Listing out industry woes, Karunaratne pointed out that the industry is “affected from all corners” due to “ad hoc” tax increases by the Government that came into force in April. He recalled that even smaller cars were slapped with heavy tax increases that put them beyond the reach of average income earners and depleted the market severely.
“A 200 per cent tax increase is too high for most vehicles,” he said, adding that the depreciation of the rupee was pushing customers to be wary. According to Reuters, since February the rupee has dropped 13.6 per cent, resulting in car prices becoming unreachable.
Mandatory Government regulation for all vehicle importers to use the Hambantota Port has also caused waves with Karunaratne stating that each vehicle costs around Rs. 40,000 extra.
“Importers cannot absorb all these costs, but if they don’t, then there will be no buyers. Many of our members try to take on around 50% of the additional costs from taxes and other expenses, but it is impossible not to pass on at least some of it to buyers.”
High interest rates of around 20% are also not helping matters, charged Karunaratne, emphasising that the Government was also discouraging consumption-based loans, resulting in a credit crunch. Topping all these issues is the recent move to establish a licensing system for vehicle importers.
It was reported that a scheme has been proposed to issue licenses for the purpose of vehicle imports ranging from a Rs. 5 million fee for small scale importers of reconditioned vehicles and Rs. 10 million for large-scale firms as well as Rs. 25 million for those who import brand new cars.
Even though the Finance Ministry has insisted that this will promote standards, Karunaratne termed it “impossible” to pay the rates proposed by the Government. “This is a vicious cycle that is leaving the industry stagnant. People are not ordering cars and it will take a long time to recover.”
 

Comments

3 Responses to “Vehicle importers honk for fair deal”

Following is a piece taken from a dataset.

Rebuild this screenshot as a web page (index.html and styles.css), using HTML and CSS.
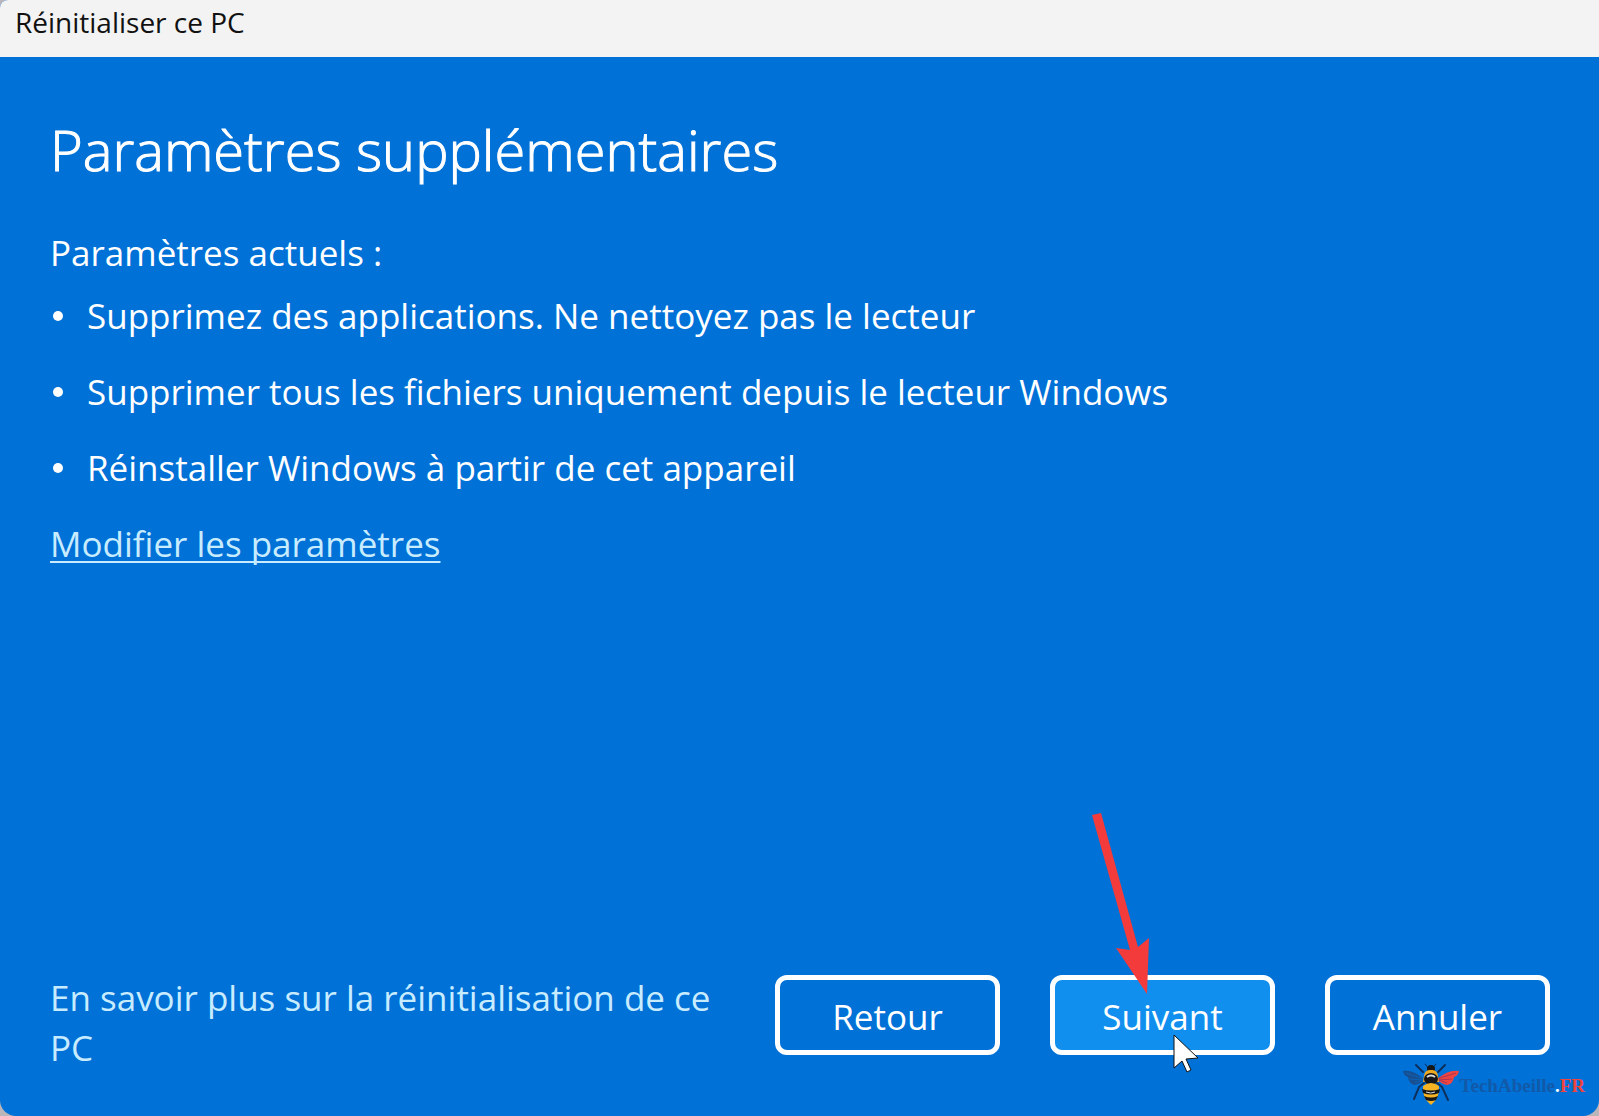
FILE: index.html
```html
<!DOCTYPE html>
<html lang="fr">
<head>
    <meta charset="UTF-8">
    <meta name="viewport" content="width=device-width, initial-scale=1.0">
    <title>Réinitialiser ce PC</title>
    <link rel="stylesheet" href="styles.css">
</head>
<body>
    <div class="window">
        <header class="title-bar">Réinitialiser ce PC</header>

        <main class="content">
            <h1>Paramètres supplémentaires</h1>
            <p class="current">Paramètres actuels :</p>
            <ul class="settings">
                <li>Supprimez des applications. Ne nettoyez pas le lecteur</li>
                <li>Supprimer tous les fichiers uniquement depuis le lecteur Windows</li>
                <li>Réinstaller Windows à partir de cet appareil</li>
            </ul>
            <a class="change-link" href="#">Modifier les paramètres</a>
        </main>

        <footer class="footer">
            <a class="learn-more" href="#">En savoir plus sur la réinitialisation de ce PC</a>
            <div class="buttons">
                <button type="button" class="btn">Retour</button>
                <div class="next-wrap">
                    <button type="button" class="btn btn-next">Suivant</button>
                    <svg class="arrow" width="60" height="184" viewBox="0 0 60 184" aria-hidden="true">
                        <path d="M0 2 L9 0 L46 134 L57 125 L55 181 L24 135 L38 137 Z" fill="#f43b3b"/>
                    </svg>
                    <svg class="pointer" width="27" height="40" viewBox="0 0 27 40" aria-hidden="true">
                        <path d="M1 1 L1 34 L9 27 L14 38 L18 36 L13 25 L25 24 Z" fill="#fff" stroke="#111" stroke-width="1"/>
                    </svg>
                </div>
                <button type="button" class="btn">Annuler</button>
            </div>
        </footer>

        <div class="brand">
            <svg width="58" height="44" viewBox="0 0 58 44" aria-hidden="true">
                <g fill="none" stroke="#0d2f5c" stroke-width="2" stroke-linecap="round">
                    <path d="M26 6 Q24 2 23 2 M31 6 Q33 2 34 2" stroke-width="1"/>
                    <path d="M21 10 L14 3 M36 10 L43 3"/>
                    <path d="M22 21 L17 25 L12 37 M35 21 L40 25 L46 38"/>
                </g>
                <path d="M22 17 Q10 7 1 9 Q2 14 6 15 Q7 22 13 23 Q19 22 22 17 Z" fill="#174f91"/>
                <path d="M35 17 Q47 7 57 9 Q56 14 52 15 Q51 22 45 23 Q39 22 35 17 Z" fill="#f0443f"/>
                <path d="M22 17 L4 11 M21 18 L8 17 M20 18 L13 21" stroke="#0b62b8" fill="none"/>
                <path d="M35 17 L54 11 M36 18 L50 17 M37 18 L45 21" stroke="#a63655" fill="none"/>
                <ellipse cx="29" cy="7" rx="4" ry="4" fill="#171717"/>
                <path d="M22 14 Q23 7 29 8 Q35 7 36 14 L37 20 H21 Z" fill="#edaa20"/>
                <ellipse cx="29" cy="17" rx="7" ry="6" fill="#171717"/>
                <path d="M25 15 Q29 12 33 15" fill="none" stroke="#ddd" stroke-width="2"/>
                <path d="M21 24 Q29 18 37 24 Q38 36 29 43 Q20 36 21 24 Z" fill="#f7b321"/>
                <path d="M20 27 Q29 30 38 27 L37 31 Q29 34 21 31 Z" fill="#171717"/>
                <path d="M22 34 Q29 37 36 34 L34 38 Q29 40 24 38 Z" fill="#171717"/>
                <path d="M24 30 Q29 32 33 30" fill="none" stroke="#ddd"/>
            </svg>
            <span class="brand-name">TechAbeille<span class="dot">.</span><span class="tld">FR</span></span>
        </div>
    </div>
</body>
</html>
```

FILE: styles.css
```css
* {
    margin: 0;
    padding: 0;
    box-sizing: border-box;
}

body {
    background-color: #b9b5b8;
    font-family: "Open Sans", "Noto Sans", sans-serif;
}

.window {
    position: relative;
    display: flex;
    flex-direction: column;
    min-height: 100vh;
    background-color: #0071d7;
    border-radius: 8px 0 16px 16px;
    overflow: hidden;
    color: white;
    font-size: 35px;
    line-height: 50px;
}

.title-bar {
    height: 57px;
    padding: 2px 15px;
    background-color: #f3f3f3;
    color: #111;
    font-size: 28px;
    line-height: 40px;
}

.content {
    flex: 1;
    padding: 52px 50px 0;
}

h1 {
    font-size: 56px;
    font-weight: 300;
    line-height: 80px;
    -webkit-text-stroke: 1px white;
}

.current {
    margin-top: 39px;
}

.settings {
    margin-top: 13px;
    list-style: none;
}

.settings li {
    display: flex;
    align-items: center;
    margin-bottom: 26px;
}

.settings li::before {
    content: "";
    width: 10px;
    height: 10px;
    margin: 0 24px 0 3px;
    border-radius: 50%;
    background-color: white;
}

.change-link {
    color: #c8ecff;
    text-decoration-thickness: 2px;
    text-underline-offset: 4px;
    text-decoration-skip-ink: none;
}

.footer {
    display: flex;
    justify-content: space-between;
    align-items: flex-start;
    gap: 48px;
    padding: 0 49px 43px 50px;
}

.learn-more {
    flex: 1;
    color: #c8ecff;
    text-decoration: none;
}

.buttons {
    display: flex;
    gap: 50px;
    padding-top: 2px;
}

.btn {
    width: 225px;
    height: 80px;
    padding-top: 4px;
    border: 5px solid white;
    border-radius: 12px;
    background-color: transparent;
    color: white;
    font: inherit;
    cursor: pointer;
}

.btn-next {
    background-color: #118fef;
}

.next-wrap {
    position: relative;
    height: 80px;
}

.arrow {
    position: absolute;
    left: 42px;
    top: -162px;
}

.pointer {
    position: absolute;
    left: 123px;
    top: 59px;
}

.brand {
    position: absolute;
    right: 14px;
    bottom: 10px;
    display: flex;
    align-items: center;
}

.brand-name {
    padding-top: 4px;
    color: #1259a8;
    font-family: "Liberation Serif", serif;
    font-size: 19px;
    font-weight: bold;
    line-height: 24px;
}

.dot {
    color: white;
}

.tld {
    color: #f0443f;
}
```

  1. faz on June 13th, 2012 9:05 am

    This country has many burning issues, the car industry is the least that we can think of giving incentive. Its really good that the Taxes are increased for Vehicles as the road net work we have does not permit any more vehicles to come in.

    Imagine the Stock of Alto’ s and Nano,s parked at the yard and the number of cars in the car sale, sooner or later these cars will come to the road, where on earth can the road network absorb all these vehicles.

    Strict conditions should be set for future car imports in terms of Age of the car, cylender capacity etc, so that it will benefit the country in the long run.

    This is not a platform to bail out the Car Dealers as there are many other important stakeholders of the country who are have a daily war for their survival.

    The wrong decision made on bringing down the Car Taxes and encouraging credit has caused grave destruction and the entire country is today facing a crisis due heavy imports and BOP .

    Its a good move to amend the car taxes upward and hope this will remian for a long time, until the economy turn back to track.

  2. hansan on June 13th, 2012 12:48 pm

    They don’t give a good deal for the customers So they deserve the increse.They remove the Original parts of some and sell them separatly, This is a known fact.

  3. Ravi on June 13th, 2012 4:11 pm

    It is necessary to reduce the taxes on vehicle imports and interest rate in general.
    Traffic problem should be focused with long term plan. We should go towards developing the country, not in oppposite direction.